Lock-In: If you write your entire control plane around a specific P4 target (e.g., Tofino or a specific FPGA overlay), you are locked in. The “portability” promise of P4 is a lie for high-performance use cases. You still need to write target-specific code to hit peak performance.
The Power Wall: A high-end Smart NIC (like the BlueField-3) can consume 35W-50W. Multiply that by 50,000 servers. That is 2.5 Megawatts of just NIC power. That’s a nuclear reactor for your networking chip. The hyperscalers are trying to offload host CPU cycles, but they are burning enormous power in the offload path.

Part VI: The Future – The Network is the Platform

So, where is this going?

Phase 1 (Now): The Smart NIC is a helper. It offloads the vSwitch, handles RDMA congestion, and accelerates crypto.

Phase 2 (Coming in 2025-2027): The Smart NIC becomes the resource manager. The Compute Express Link (CXL) fabric will connect CPUs, GPUs, memory pools, and Smart NICs into a single, shared memory domain. The NIC will not just forward packets; it will schedule execution. It will say, “This packet requires a GPU operation. I will DMA it directly to the GPU HBM memory. I will interrupt the GPU only when the data is ready.”

Phase 3 (The Dream): The disaggregated hyperscaler.

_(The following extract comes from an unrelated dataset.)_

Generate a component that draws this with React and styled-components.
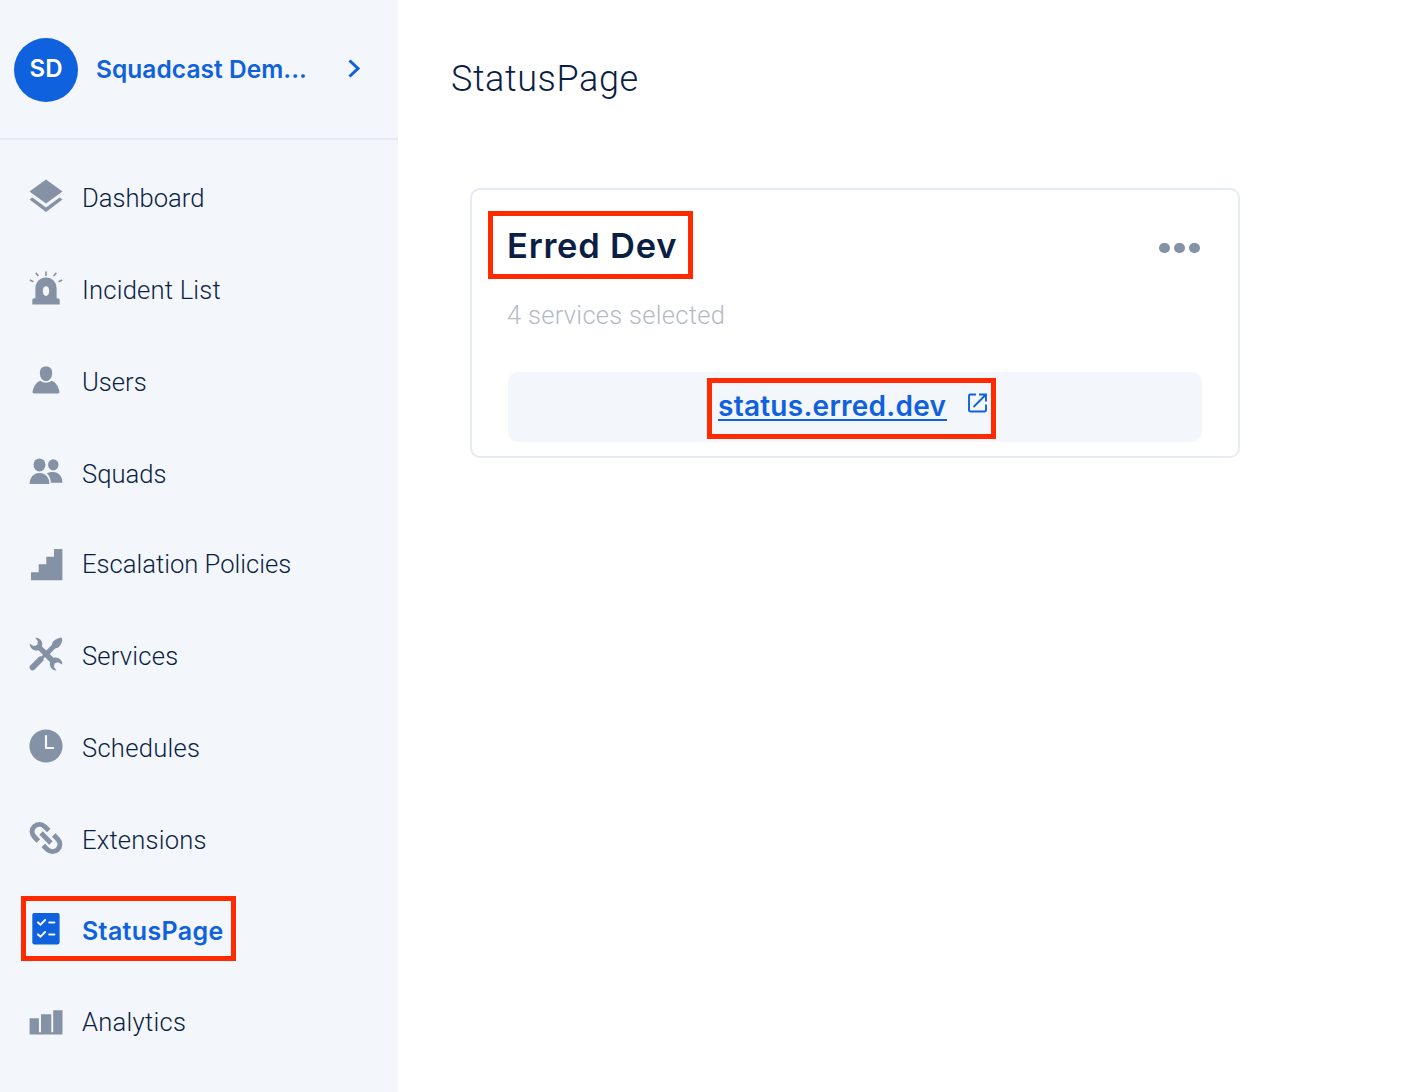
import React from "react";
import styled, { createGlobalStyle, css } from "styled-components";

const c = {
  blue: "#0f61dd",
  navy: "#0b1f45",
  grey: "#8591a5",
  panel: "#f3f6fb",
  line: "#e6eaf4",
  red: "#ff2a00",
  muted: "#b5bac6",
};

const GlobalStyle = createGlobalStyle`
  * { box-sizing: border-box; }
  body { margin: 0; background: #fff; color: ${c.navy}; font-family: Roboto, Inter, sans-serif; font-weight: 300; }
  h1, h2, p, ul { margin: 0; padding: 0; }
`;

const Page = styled.div`
  display: flex;
  height: 1092px;
  overflow: hidden;
`;

const Sidebar = styled.aside`
  flex: 0 0 398px;
  background: ${c.panel};
`;

const Account = styled.header`
  display: flex;
  align-items: center;
  height: 140px;
  padding: 0 36px 0 14px;
  border-bottom: 2px solid ${c.line};
`;

const Avatar = styled.div`
  display: grid;
  place-items: center;
  width: 64px;
  height: 64px;
  margin: 1px 18px 0 0;
  border-radius: 50%;
  background: ${c.blue};
  color: #fff;
  font: 600 24px/62px Inter, sans-serif;
  padding-bottom: 2px;
`;

const AccountName = styled.span`
  flex: 1;
  white-space: nowrap;
  color: ${c.blue};
  font: 600 24.5px/32px Inter, sans-serif;
  letter-spacing: 0.05px;
`;

const Nav = styled.ul`
  list-style: none;
  padding-top: 39px;
`;

const NavItem = styled.li`
  position: relative;
  display: flex;
  align-items: flex-start;
  gap: 19px;
  height: ${(p) => (p.$short ? 90 : 92)}px;
  padding-left: 29px;
  color: ${(p) => (p.$active ? c.blue : c.grey)};
`;

const NavIcon = styled.svg`
  flex: none;
  width: 34px;
  height: 34px;
  overflow: visible;
`;

const NavLabel = styled.span`
  color: ${c.navy};
  font-size: 25.6px;
  line-height: 38px;
  letter-spacing: ${(p) => p.$tracking || 0}px;
  white-space: nowrap;
  ${(p) => p.$active && css`
    color: ${c.blue};
    font: 600 25px/36px Inter, sans-serif;
  `}
`;

const Highlight = styled.span`
  position: absolute;
  border: 5px solid ${c.red};
  top: ${(p) => p.$top}px;
  left: ${(p) => p.$left}px;
  width: ${(p) => p.$w}px;
  height: ${(p) => p.$h}px;
  pointer-events: none;
`;

const Main = styled.main`
  flex: 1;
  padding: 57px 0 0 53px;
`;

const Title = styled.h1`
  font-size: 36px;
  line-height: 44px;
  font-weight: 300;
  letter-spacing: 0.6px;
`;

const Card = styled.section`
  width: 770px;
  height: 270px;
  margin: 87px 0 0 19px;
  padding: 34px 36px 0;
  border: 2px solid ${c.line};
  border-radius: 10px;
`;

const CardHeader = styled.div`
  position: relative;
  display: flex;
  justify-content: space-between;
  align-items: center;
  height: 44px;
`;

const CardTitle = styled.h2`
  font: 600 34.5px/44px Inter, sans-serif;
  letter-spacing: 0.75px;
  margin-left: -1px;
`;

const MoreDots = styled.div`
  display: flex;
  gap: 4.500px;
  padding: 4px 2.300px 0 0;
`;

const Dot = styled.i`
  width: 10.6px;
  height: 10.6px;
  border-radius: 50%;
  background: ${c.grey};
`;

const Subtitle = styled.p`
  margin: 30px 0 40px -1px;
  color: ${c.muted};
  font-size: 25.5px;
  line-height: 34px;
  letter-spacing: 0.3px;
`;

const LinkBar = styled.div`
  position: relative;
  display: flex;
  gap: 20px;
  height: 70px;
  padding: 17px 0 0 210px;
  border-radius: 10px;
  background: ${c.panel};
  color: ${c.blue};
`;

const StatusLink = styled.a`
  height: 32px;
  border-bottom: 2px solid ${c.blue};
  font: 600 28px/34px Inter, sans-serif;
  letter-spacing: 0.25px;
  white-space: nowrap;
  width: 229px;
`;

const OpenIcon = styled.svg`
  width: 20px;
  height: 20px;
  margin-top: 4px;
`;

const icons = {
  layers: (
    <g fill="currentColor">
      <path d="M17 .5 33.5 12.4 17 24.5.5 12.4Z" />
      <path d="m.5 20.6 2.9-2.2L17 28.5l13.6-10.1 2.9 2.2L17 33Z" />
    </g>
  ),
  siren: (
    <>
      <path fill="currentColor" fillRule="evenodd" d="M6.4 27.2V17a10.6 10.6 0 0 1 21.2 0v10.2h1.3q1.8 0 1.8 2v4.3H3.3v-4.3q0-2 1.8-2ZM17 15.2c-2 0-3.2 1.8-3.2 4.9S15 25 17 25s3.2-1.8 3.2-4.9-1.2-4.9-3.2-4.9Z" />
      <path fill="none" stroke="currentColor" strokeWidth="1.6" d="M17 .6v4.4M6.7 1.9 9.4 5M27.3 1.9 24.6 5M.8 9l3.6 1.7M33.2 9l-3.6 1.7" />
    </>
  ),
  user: (
    <g fill="currentColor">
      <path d="M17 3.6c4.3 0 6.1 2.4 6.1 6.4 0 4.7-2.6 8.1-6.1 8.1S10.9 14.7 10.9 10c0-4 1.8-6.4 6.1-6.400Z" />
      <path d="M11.200 17.700c3.200 2.500 8.400 2.500 11.600 0 4.200 1.500 6.400 5.600 7.500 10.300.5 1.700.1 2.400-1.400 2.400H5.100c-1.500 0-1.900-.7-1.400-2.400 1.100-4.700 3.300-8.800 7.500-10.300Z" />
    </g>
  ),
  users: (
    <g fill="currentColor">
      <ellipse cx="10.5" cy="9.9" rx="6" ry="6.5" />
      <ellipse cx="24.3" cy="9.8" rx="5.2" ry="5.6" />
      <path d="M.6 29c0-6.500 4-11 9.900-11s9.900 4.500 9.900 11Z" />
      <path d="M17.800 18.300c1.800-.9 3.800-1.400 6.300-1.400 5.500 0 9.300 4.200 9.300 10.900H21.900c-.3-4.300-1.700-7.200-4.100-9.500Z" />
    </g>
  ),
  stairs: <path fill="currentColor" d="M2 35.300v-8h7.700v-8h7.600v-7.600H25V4h8.400v31.300Z" />,
  tools: (
    <>
      <path fill="currentColor" d="M6.200.7C10.200.4 13.600 3.400 13.200 7.600L13 9.500 24.500 20.800c4.600-1 8.900 2 8.900 6.700l-4.600-2.300-3.300 1.300-.5 3.600 2.500 3.300c-4.800.2-7.600-4-6.400-8.100L9.500 13.300C5 14.400.9 11.400.6 6.700L4.700 9 8.200 7.900 8.900 4.300Z" />
      <path fill="currentColor" d="M30.200.9Q33-.2 33.400 3q-.8 4.800-4 7.600l-3.200.9-7.200 7.200-3.500-3.400 7.300-7.300 1-3.200Q26.200 1.900 30.200.9Z" />
      <path fill="none" stroke="currentColor" strokeWidth="6" strokeLinecap="round" d="m3.600 30.300 7.800-7.800" />
      <path fill="none" stroke="currentColor" strokeWidth="3" d="m11 23 7-7" />
    </>
  ),
  clock: (
    <>
      <circle cx="17" cy="17" r="16.600" fill="currentColor" />
      <path fill="none" stroke={c.panel} strokeWidth="2.200" strokeLinecap="round" strokeLinejoin="round" d="M17 7v12h7.200" />
    </>
  ),
  link: (
    <path fill="none" stroke="currentColor" strokeWidth="4.900" strokeLinejoin="round" d="m19.800 9.600-4.200-4.100A7.300 7.300 0 0 0 5.200 15.800l4.100 4.200M14.200 24.400l4.200 4.100A7.300 7.300 0 0 0 28.800 18.200l-4.100-4.200M12.100 12.100l9.800 9.800" />
  ),
  checklist: (
    <>
      <rect x="3.300" width="27.300" height="31.400" rx="1.800" fill="currentColor" />
      <path fill="none" stroke={c.panel} strokeWidth="2" strokeLinecap="round" d="m9 9.400 2.500 2.300 4.600-4.700M20.200 9.400H25.400M9 21.400l2.500 2.300 4.600-4.700M20.200 21.400H25.400" />
    </>
  ),
  bars: <path fill="currentColor" d="M.6 31.400V15.200h9.300v14H12V11.300h10.300v17.900h1.900V7.200h9.300v24.200Z" />,
};

const menu = [
  { label: "Dashboard", icon: "layers" },
  { label: "Incident List", icon: "siren", tracking: 0.2 },
  { label: "Users", icon: "user" },
  { label: "Squads", icon: "users", short: true },
  { label: "Escalation Policies", icon: "stairs" },
  { label: "Services", icon: "tools", tracking: 0.2 },
  { label: "Schedules", icon: "clock", tracking: 0.25 },
  { label: "Extensions", icon: "link", tracking: 0.2 },
  { label: "StatusPage", icon: "checklist", active: true, short: true, tracking: 0.35 },
  { label: "Analytics", icon: "bars", tracking: 0.25 },
];

export default function App() {
  return (
    <Page>
      <GlobalStyle />
      <Sidebar>
        <Account>
          <Avatar>SD</Avatar>
          <AccountName>Squadcast Dem...</AccountName>
          <svg width="14" height="20" viewBox="0 0 14 20" fill="none" stroke={c.blue} strokeWidth="3">
            <path d="m1.500 1.500 8.500 8-8.500 8" />
          </svg>
        </Account>
        <Nav>
          {menu.map((m) => (
            <NavItem key={m.label} $active={m.active} $short={m.short}>
              <NavIcon viewBox="0 0 34 34">{icons[m.icon]}</NavIcon>
              <NavLabel $active={m.active} $tracking={m.tracking}>{m.label}</NavLabel>
              {m.active && <Highlight $top={-17} $left={21} $w={215} $h={65} />}
            </NavItem>
          ))}
        </Nav>
      </Sidebar>
      <Main>
        <Title>StatusPage</Title>
        <Card>
          <CardHeader>
            <CardTitle>Erred Dev</CardTitle>
            <MoreDots><Dot /><Dot /><Dot /></MoreDots>
            <Highlight $top={-13} $left={-20} $w={205} $h={68} />
          </CardHeader>
          <Subtitle>4 services selected</Subtitle>
          <LinkBar>
            <StatusLink>status.erred.dev</StatusLink>
            <OpenIcon viewBox="0 0 20 20" fill="none" stroke="currentColor" strokeWidth="1.900">
              <path d="M9 1.500H3.200Q2 1.500 2 2.700v14.600Q2 18.500 3.200 18.500h14.600q1.200 0 1.200-1.200V11.500M12 1.500h7v7M18.500 2 6.500 14" />
            </OpenIcon>
            <Highlight $top={6} $left={199} $w={289} $h={61} />
          </LinkBar>
        </Card>
      </Main>
    </Page>
  );
}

There are no “servers.” There is a pool of CPUs, a pool of memory, a pool of accelerators, and a pool of storage. The Programmable Data Plane (the Smart NIC + the Smart Switch) is the operating system. It orchestrates the movement of data and computation at the speed of light, with microsecond granularity. The host CPU is just a tenant of the network.

The Bottom Line:

If you are an engineer working in cloud infrastructure, ignore the Smart NIC at your peril. The days of the “dumb pipe” are over.

The network is no longer the bottleneck. The network is the solution.

Go learn P4. Go play with a BlueField. Embrace the fact that your next packet might be processed by a RISC-V core running Linux, an FPGA running Verilog, and a custom ASIC running P4—all before it touches your application.

The future of compute is not in the CPU die. It’s on the network cable.

Now, go reclaim those CPU cycles. Your cloud bill will thank you.